Eufemiano Fuentes soll nicht nur Radfahrern, sondern auch Fußballern schnelle Beine gemacht haben – oder auch nicht

„Nein, Nein, Nein und Nein.“ Ob die Sportzeitung Marca oder das Volk am Stammtisch, Spaniens Fußballwelt ist sich einig im Trotz. Die Enthüllungen der französischen Tageszeitung Le Monde, der Lieblingsarzt der Radfahrprofis, Eufemiano Fuentes, habe mit seinen Methoden auch den Kickern der Primera División Flügel verliehen, sei nichts weiter als eine üble Verleumdung. „Sie sollen uns in Ruhe lassen“, prangte am Wochenende in großen Lettern auf der Titelseite einer iberischen Sportgazette.

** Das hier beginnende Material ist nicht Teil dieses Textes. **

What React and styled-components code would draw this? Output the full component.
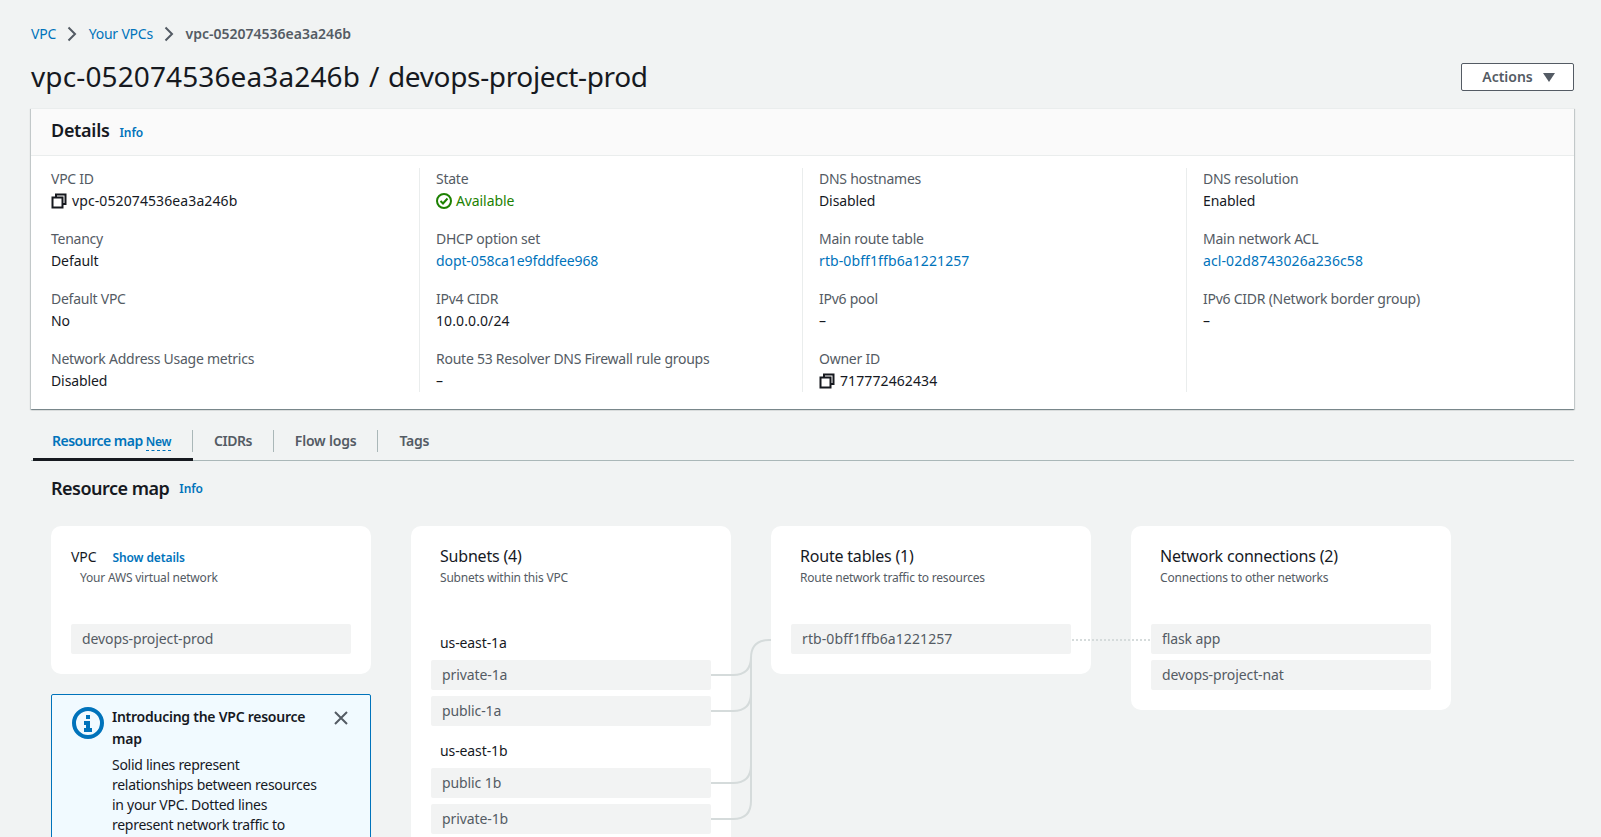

Spanien schließt die Reihen. Schließlich stammen die Vorwürfe vom Lieblingsfeind der Nation, den Franzosen. Es kam noch nie etwas Gutes von der anderen Seite der Pyrenäen, seit Napoleons Truppen Anfang 19. Jahrhundert in Spanien einfielen. Alle Jahre wieder feiert die Hauptstadt Madrid, wie das Volk den Invasor bezwang, um freiwillig zurückzugehen in den dunklen, monarchistischen Alltag.

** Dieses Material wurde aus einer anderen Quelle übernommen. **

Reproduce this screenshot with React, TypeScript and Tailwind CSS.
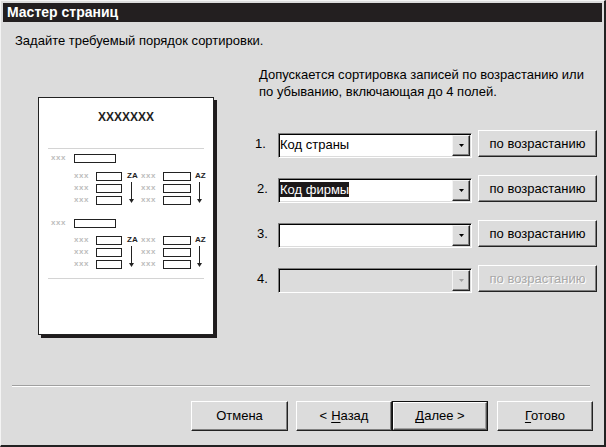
import type { ReactNode } from "react";

const font = { fontFamily: '"Liberation Sans", Arial, sans-serif' };

function SortArrow() {
  return (
    <svg width="7" height="22" viewBox="0 0 7 22" className="block">
      <line x1="3.5" y1="0" x2="3.5" y2="20" stroke="#222" strokeWidth="1" />
      <path d="M1 17 L3.5 21 L6 17 Z" fill="#222" />
    </svg>
  );
}

function Box({ w }: { w: string }) {
  return <div className={`${w} h-[9px] border border-[#222] bg-white`} />;
}

function Xxx({ w }: { w: string }) {
  return (
    <span className={`${w} text-[8px] font-bold leading-none tracking-[0.5px] text-[#bdbdbd]`}>
      xxx
    </span>
  );
}

function SubGroup() {
  return (
    <div className="flex pl-[35px]">
      <div className="flex flex-col">
        {[0, 1, 2].map((i) => (
          <div key={i} className="flex h-[12px] items-center">
            <Xxx w="w-[22px]" />
            <Box w="w-[26px]" />
          </div>
        ))}
      </div>
      <div className="ml-[5px] flex w-[14px] flex-col">
        <span className="h-[12px] text-[8px] font-bold leading-[12px] text-[#222]">ZA</span>
        <div className="pl-[1px]">
          <SortArrow />
        </div>
      </div>
      <div className="flex flex-col">
        {[0, 1, 2].map((i) => (
          <div key={i} className="flex h-[12px] items-center">
            <Xxx w="w-[22px]" />
            <Box w="w-[28px]" />
          </div>
        ))}
      </div>
      <div className="ml-[4px] flex w-[14px] flex-col">
        <span className="h-[12px] text-[8px] font-bold leading-[12px] text-[#222]">AZ</span>
        <div className="pl-[1px]">
          <SortArrow />
        </div>
      </div>
    </div>
  );
}

function GroupHeader() {
  return (
    <div className="flex h-[12px] items-center pl-[12px]">
      <Xxx w="w-[23px]" />
      <Box w="w-[42px]" />
    </div>
  );
}

function Preview() {
  return (
    <div className="ml-[35px] mt-[48px] flex h-[238px] w-[176px] flex-col border border-[#222] bg-white pt-[13px] shadow-[3px_3px_0_#1f1c1d]">
      <div className="h-[12px] text-center text-[12px] font-bold leading-[12px] text-[#222]">
        XXXXXXX
      </div>
      <div className="mx-[9px] mt-[25px] h-px bg-[#d4d4d4]" />
      <div className="mt-[3px]">
        <GroupHeader />
      </div>
      <div className="mt-[6px]">
        <SubGroup />
      </div>
      <div className="mt-[11px]">
        <GroupHeader />
      </div>
      <div className="mt-[5px]">
        <SubGroup />
      </div>
      <div className="mx-[9px] mt-[8px] h-px bg-[#d4d4d4]" />
    </div>
  );
}

function Combo({
  value,
  selected,
  disabled,
}: {
  value?: string;
  selected?: boolean;
  disabled?: boolean;
}) {
  return (
    <div
      className={`mt-[3px] flex h-[25px] w-[194px] items-stretch border border-[#808080] border-b-white border-r-white shadow-[inset_1px_1px_0_#000,inset_-1px_-1px_0_#dcdcdc] ${
        disabled ? "bg-[#dcdcdc]" : "bg-white"
      }`}
    >
      <div className="flex flex-1 items-center pb-[2px] pl-[1px]">
        {value && (
          <span
            className={`text-[13px] leading-[15px] ${
              selected ? "bg-[#1b1819] text-white" : "text-black"
            }`}
          >
            {value}
          </span>
        )}
      </div>
      <div className="my-[1px] mr-[1px] flex w-[18px] items-center justify-center border border-[#f4f4f4] border-b-[#222] border-r-[#222] bg-[#dcdcdc] shadow-[inset_-1px_-1px_0_#808080]">
        <svg width="5" height="3" viewBox="0 0 5 3">
          <path d="M0 0 H5 L2.5 3 Z" fill={disabled ? "#a0a0a0" : "#000"} />
        </svg>
      </div>
    </div>
  );
}

function Button({
  children,
  w,
  disabled,
  focused,
}: {
  children: ReactNode;
  w: string;
  disabled?: boolean;
  focused?: boolean;
}) {
  const base = `${w} flex items-center justify-center bg-[#dcdcdc] text-[13px]`;
  if (focused) {
    return (
      <div className={`${base} border border-[#111]`}>
        <div className="flex h-full w-full items-center justify-center border border-white border-b-[#555] border-r-[#555] shadow-[inset_-1px_-1px_0_#a0a0a0]">
          {children}
        </div>
      </div>
    );
  }
  return (
    <div
      className={`${base} border border-white border-b-[#222] border-r-[#222] shadow-[inset_-1px_-1px_0_#808080] ${
        disabled ? "text-[#a8a8a8] [text-shadow:1px_1px_0_#fff]" : "text-black"
      }`}
    >
      {children}
    </div>
  );
}

const rows = [
  { n: "1.", value: "Код страны" },
  { n: "2.", value: "Код фирмы", selected: true },
  { n: "3.", value: "" },
  { n: "4.", value: "", disabled: true },
];

export default function App() {
  return (
    <div
      style={font}
      className="flex h-[447px] w-[606px] flex-col border-l border-t border-[#f4f4f4] border-b-2 border-r-2 border-b-[#222] border-r-[#222] bg-[#dcdcdc] p-[2px] text-black"
    >
      <div className="flex h-[19px] items-center bg-[#231f20] pl-[4px] text-[14px] font-bold text-white">
        Мастер страниц
      </div>

      <div className="mt-[11px] pl-[12px] text-[13px] leading-[16px]">
        Задайте требуемый порядок сортировки.
      </div>

      <div className="flex flex-1">
        <Preview />

        <div className="ml-[41px] flex flex-col">
          <p className="mt-[17px] pl-[4px] text-[13px] leading-[17px]">
            Допускается сортировка записей по возрастанию или
            <br />
            по убыванию, включающая до 4 полей.
          </p>

          <div className="mt-[30px] flex flex-col gap-[17px]">
            {rows.map((r) => (
              <div key={r.n} className="flex h-[28px] items-start">
                <span
                  className={`mt-[6px] w-[23px] text-[13px] leading-[16px] ${
                    r.n === "1." ? "" : "pl-[2px]"
                  }`}
                >
                  {r.n}
                </span>
                <Combo value={r.value} selected={r.selected} disabled={r.disabled} />
                <div className="ml-[6px] flex h-[27px]">
                  <Button w="w-[119px]" disabled={r.disabled}>
                    по возрастанию
                  </Button>
                </div>
              </div>
            ))}
          </div>
        </div>
      </div>

      <div className="ml-[9px] mr-[12px] h-[2px] border-t border-[#a0a0a0] border-b border-b-white" />

      <div className="mb-[12px] mr-[9px] mt-[14px] flex h-[30px] justify-end">
        <Button w="w-[97px]">Отмена</Button>
        <div className="ml-[8px] flex">
          <Button w="w-[96px]">
            &lt; <span className="ml-[4px] underline underline-offset-2">Н</span>азад
          </Button>
          <Button w="w-[96px]" focused>
            <span>
              <span className="underline underline-offset-2">Д</span>алее &gt;
            </span>
          </Button>
        </div>
        <div className="ml-[9px] flex">
          <Button w="w-[96px]">
            <span>
              <span className="underline underline-offset-2">Г</span>отово
            </span>
          </Button>
        </div>
      </div>
    </div>
  );
}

Dieser Nationalstolz bestimmt auch den Fußball. Waren es doch die „gabachos“, die bei der WM den von der Presse zu Top-Favoriten hochstilisierten spanischen Jungs zeigten, wo der Bus zur Heimfahrt steht.

Alles Verleumdung also. Denn die Lieblingsjungs der Nation sind richtige Kerle. Sie rennen ohne Mittelchen. Der Stolz auf das Trikot reicht, um sie anzuspornen. Auch wenn die Franzosen so etwas nicht verstehen und deshalb lügen. Der Beweis: Dopingarzt Fuentes hat seine Aussagen umgehend zurückgenommen: „Die Anschuldigungen sind sehr schwerwiegend, ich dementiere sie, weil nichts daran sicher ist.“ Ob der Widerruf mit Angst zu tun hat? Fuentes hatte kurz zuvor in Le Monde erklärt, er sei dreimal mit dem Tode bedroht worden, sollte er Namen von Real Madrid und FC Barcelona nennen. „Es gibt Sportarten, mit denen kann man sich nicht anlegen, weil sie eine übermächtige Maschinerie haben, um sich zu verteidigen“ – wie wahr, Señor Fuentes.

„Wir nehmen nichts, um unsere Form zu verbessern“, erklärte Real-Madrid-Star Ronaldo umgehend. Wer „das Dickerchen“ über den Platz schleichen sieht, ist gewillt, dies zu glauben. Der Vorstand des „besten Clubs der Welt“ droht Le Monde gar „rechtliche Schritte einzuleiten, falls dies notwendig werde“. Der aktuelle spanische Meister und Sieger der letztjährigen Champions League, der FC Barcelona, schließt sich dem an. Es bleibt erst einmal bei der Willensbekundung. Vielleicht, weil Le Monde behauptet, Dokumente in der Hinterhand zu haben, die alles belegen.

Wer glaubte, die Aufregung würde lange anhalten, kennt Spanien nicht. Schon beim nächsten Anpfiff war alles vergessen. Da rannten sie wieder, die Spieler der „Liga der Stars“, der „besten Meisterschaft der Welt“. Sauber, ohne Doping … weil eben nicht sein kann, was nicht sein darf.